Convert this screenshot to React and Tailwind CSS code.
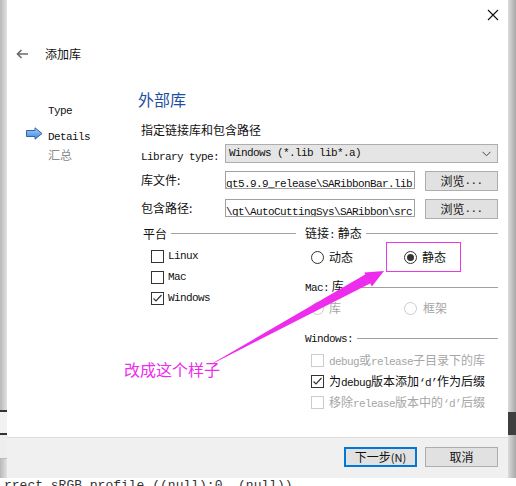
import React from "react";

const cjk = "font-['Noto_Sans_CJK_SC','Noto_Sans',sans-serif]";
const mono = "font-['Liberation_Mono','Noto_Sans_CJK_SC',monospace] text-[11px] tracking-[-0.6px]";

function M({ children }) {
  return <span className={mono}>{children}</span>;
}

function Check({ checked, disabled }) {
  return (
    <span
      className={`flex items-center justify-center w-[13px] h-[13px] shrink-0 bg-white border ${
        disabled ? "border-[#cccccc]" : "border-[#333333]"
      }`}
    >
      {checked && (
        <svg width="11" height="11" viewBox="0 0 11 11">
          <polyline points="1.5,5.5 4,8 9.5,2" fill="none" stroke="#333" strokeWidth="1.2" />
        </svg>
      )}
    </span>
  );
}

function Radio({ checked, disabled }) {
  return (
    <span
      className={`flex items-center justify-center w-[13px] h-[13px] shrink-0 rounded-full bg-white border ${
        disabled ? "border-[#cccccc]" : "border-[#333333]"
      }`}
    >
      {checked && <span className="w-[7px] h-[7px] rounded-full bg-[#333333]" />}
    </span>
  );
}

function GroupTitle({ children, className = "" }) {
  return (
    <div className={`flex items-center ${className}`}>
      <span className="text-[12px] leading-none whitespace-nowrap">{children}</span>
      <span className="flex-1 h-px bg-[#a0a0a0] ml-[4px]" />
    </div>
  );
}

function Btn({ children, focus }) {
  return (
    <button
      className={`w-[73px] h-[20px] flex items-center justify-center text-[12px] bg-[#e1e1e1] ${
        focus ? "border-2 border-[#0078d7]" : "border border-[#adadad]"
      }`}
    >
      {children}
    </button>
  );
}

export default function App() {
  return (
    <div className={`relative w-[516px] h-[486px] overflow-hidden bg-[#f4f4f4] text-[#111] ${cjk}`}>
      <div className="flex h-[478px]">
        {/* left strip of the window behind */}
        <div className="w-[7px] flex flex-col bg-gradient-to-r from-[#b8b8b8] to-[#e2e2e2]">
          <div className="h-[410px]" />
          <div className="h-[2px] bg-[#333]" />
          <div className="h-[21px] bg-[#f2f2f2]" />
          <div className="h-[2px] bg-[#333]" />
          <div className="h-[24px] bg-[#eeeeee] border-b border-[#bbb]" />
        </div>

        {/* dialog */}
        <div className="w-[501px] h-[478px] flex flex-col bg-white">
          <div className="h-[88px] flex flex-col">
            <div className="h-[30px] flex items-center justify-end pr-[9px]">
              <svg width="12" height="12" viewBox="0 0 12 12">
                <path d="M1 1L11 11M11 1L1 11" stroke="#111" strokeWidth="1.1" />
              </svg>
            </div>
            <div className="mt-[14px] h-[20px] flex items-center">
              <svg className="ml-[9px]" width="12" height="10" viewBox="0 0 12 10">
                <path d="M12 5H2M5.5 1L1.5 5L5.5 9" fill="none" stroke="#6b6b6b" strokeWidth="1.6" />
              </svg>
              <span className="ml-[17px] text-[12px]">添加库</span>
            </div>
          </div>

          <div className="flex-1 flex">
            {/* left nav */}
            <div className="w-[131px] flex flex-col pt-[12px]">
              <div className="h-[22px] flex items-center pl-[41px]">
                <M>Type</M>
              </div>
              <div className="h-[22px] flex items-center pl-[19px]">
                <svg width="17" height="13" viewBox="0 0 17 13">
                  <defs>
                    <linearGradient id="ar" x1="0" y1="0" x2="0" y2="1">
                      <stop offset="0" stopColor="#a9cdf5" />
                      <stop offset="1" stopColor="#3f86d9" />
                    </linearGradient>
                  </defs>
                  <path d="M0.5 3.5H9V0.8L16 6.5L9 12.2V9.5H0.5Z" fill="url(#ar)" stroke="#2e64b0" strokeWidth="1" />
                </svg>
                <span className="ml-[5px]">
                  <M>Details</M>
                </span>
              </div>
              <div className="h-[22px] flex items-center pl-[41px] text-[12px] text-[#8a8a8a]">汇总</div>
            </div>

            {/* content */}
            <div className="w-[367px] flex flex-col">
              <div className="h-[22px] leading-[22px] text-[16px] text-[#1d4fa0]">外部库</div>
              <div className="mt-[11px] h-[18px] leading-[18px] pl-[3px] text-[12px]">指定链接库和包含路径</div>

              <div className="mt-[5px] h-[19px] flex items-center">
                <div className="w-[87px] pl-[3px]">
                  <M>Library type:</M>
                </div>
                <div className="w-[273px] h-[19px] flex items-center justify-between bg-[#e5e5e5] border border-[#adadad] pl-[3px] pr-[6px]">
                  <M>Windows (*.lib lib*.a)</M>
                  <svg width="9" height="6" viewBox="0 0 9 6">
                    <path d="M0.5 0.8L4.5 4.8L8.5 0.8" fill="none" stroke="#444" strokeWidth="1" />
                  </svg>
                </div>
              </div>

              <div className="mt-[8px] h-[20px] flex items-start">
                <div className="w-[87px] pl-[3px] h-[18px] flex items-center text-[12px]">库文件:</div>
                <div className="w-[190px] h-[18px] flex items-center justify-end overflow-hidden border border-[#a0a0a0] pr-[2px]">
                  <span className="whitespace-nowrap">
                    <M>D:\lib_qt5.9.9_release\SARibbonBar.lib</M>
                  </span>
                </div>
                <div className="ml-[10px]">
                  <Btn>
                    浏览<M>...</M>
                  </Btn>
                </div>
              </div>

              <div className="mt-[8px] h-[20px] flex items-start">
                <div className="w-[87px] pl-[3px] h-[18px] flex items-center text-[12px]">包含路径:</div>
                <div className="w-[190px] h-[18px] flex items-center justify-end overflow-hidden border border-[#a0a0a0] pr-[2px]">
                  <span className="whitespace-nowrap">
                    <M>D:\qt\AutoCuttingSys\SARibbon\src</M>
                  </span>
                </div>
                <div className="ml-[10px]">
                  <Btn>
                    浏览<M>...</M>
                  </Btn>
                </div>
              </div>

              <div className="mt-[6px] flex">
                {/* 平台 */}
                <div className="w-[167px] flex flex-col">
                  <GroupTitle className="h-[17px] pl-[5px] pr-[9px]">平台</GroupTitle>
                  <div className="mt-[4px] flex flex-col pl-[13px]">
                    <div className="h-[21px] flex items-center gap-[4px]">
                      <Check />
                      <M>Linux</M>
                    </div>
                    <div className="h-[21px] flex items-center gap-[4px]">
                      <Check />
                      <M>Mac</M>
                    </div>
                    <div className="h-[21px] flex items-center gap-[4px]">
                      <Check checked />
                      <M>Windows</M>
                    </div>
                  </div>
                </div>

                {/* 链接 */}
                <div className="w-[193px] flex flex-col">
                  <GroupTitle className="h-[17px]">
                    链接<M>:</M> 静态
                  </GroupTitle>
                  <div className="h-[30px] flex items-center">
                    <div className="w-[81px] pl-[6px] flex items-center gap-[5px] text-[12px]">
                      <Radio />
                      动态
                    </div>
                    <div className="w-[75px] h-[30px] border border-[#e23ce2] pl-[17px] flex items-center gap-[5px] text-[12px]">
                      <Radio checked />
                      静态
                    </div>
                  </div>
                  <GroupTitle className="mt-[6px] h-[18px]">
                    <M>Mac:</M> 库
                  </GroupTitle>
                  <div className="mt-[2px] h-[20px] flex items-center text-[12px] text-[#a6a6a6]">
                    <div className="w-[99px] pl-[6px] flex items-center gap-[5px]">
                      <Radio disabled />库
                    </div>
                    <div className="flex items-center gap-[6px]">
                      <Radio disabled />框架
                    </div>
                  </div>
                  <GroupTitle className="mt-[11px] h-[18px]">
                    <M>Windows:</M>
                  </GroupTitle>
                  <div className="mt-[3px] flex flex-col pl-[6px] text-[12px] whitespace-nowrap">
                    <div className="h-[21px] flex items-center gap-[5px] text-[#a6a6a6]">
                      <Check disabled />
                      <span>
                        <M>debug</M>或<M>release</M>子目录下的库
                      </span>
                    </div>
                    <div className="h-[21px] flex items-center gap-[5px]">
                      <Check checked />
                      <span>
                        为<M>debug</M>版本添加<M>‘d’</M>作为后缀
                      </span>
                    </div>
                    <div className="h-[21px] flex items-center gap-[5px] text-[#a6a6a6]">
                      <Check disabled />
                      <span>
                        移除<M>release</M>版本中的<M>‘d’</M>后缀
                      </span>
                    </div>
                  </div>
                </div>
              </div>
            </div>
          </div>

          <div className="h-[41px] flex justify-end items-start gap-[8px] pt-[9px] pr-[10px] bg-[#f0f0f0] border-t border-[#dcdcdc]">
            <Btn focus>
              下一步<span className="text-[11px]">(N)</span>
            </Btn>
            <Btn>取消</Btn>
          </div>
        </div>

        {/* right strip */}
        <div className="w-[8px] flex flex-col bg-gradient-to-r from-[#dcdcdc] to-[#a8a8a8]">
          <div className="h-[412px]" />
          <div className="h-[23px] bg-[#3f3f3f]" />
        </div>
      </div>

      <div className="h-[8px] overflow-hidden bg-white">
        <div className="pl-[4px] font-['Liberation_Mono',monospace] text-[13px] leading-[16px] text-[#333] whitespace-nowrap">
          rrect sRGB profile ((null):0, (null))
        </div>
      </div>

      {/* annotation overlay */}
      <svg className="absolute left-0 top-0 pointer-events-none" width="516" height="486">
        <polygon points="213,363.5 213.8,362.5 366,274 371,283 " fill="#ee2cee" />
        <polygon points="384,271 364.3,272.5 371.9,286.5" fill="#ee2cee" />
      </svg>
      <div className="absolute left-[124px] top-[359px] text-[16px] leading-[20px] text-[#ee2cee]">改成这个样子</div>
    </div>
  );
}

────────────────────────────────────────

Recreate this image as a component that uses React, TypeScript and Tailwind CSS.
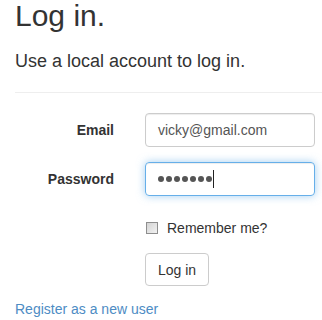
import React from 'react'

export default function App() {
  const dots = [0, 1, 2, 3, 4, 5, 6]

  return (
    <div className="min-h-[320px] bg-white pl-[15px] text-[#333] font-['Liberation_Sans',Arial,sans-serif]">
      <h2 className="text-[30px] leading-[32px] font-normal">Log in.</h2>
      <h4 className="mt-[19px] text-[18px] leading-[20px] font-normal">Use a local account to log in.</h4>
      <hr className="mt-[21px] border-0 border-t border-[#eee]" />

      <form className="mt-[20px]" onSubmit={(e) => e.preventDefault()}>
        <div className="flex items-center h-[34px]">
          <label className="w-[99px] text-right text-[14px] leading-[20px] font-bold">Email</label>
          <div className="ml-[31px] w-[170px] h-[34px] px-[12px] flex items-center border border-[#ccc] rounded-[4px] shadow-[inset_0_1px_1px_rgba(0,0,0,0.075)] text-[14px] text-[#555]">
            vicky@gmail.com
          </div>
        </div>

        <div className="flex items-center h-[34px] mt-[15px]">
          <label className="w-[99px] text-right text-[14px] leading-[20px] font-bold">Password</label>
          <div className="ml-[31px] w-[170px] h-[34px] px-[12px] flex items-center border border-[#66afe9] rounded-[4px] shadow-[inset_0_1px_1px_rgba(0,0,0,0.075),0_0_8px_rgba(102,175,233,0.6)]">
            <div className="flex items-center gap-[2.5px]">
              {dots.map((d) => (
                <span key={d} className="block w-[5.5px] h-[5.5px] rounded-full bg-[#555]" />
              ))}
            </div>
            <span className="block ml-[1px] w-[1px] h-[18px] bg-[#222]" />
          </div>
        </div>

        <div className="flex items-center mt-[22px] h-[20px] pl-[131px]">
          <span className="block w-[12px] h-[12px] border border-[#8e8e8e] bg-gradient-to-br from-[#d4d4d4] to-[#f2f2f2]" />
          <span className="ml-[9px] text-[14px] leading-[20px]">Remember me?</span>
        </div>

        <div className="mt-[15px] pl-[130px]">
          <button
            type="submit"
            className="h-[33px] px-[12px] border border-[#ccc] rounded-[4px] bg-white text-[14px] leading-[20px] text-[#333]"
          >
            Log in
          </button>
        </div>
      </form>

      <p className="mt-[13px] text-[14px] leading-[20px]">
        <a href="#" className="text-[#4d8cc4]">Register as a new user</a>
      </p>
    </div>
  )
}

────────────────────────────────────────

#### What to work on
Where a line holds the string "Tailwind", copy that line.

#### Exercise output
Convert this screenshot to React and Tailwind CSS code.
Recreate this image as a component that uses React, TypeScript and Tailwind CSS.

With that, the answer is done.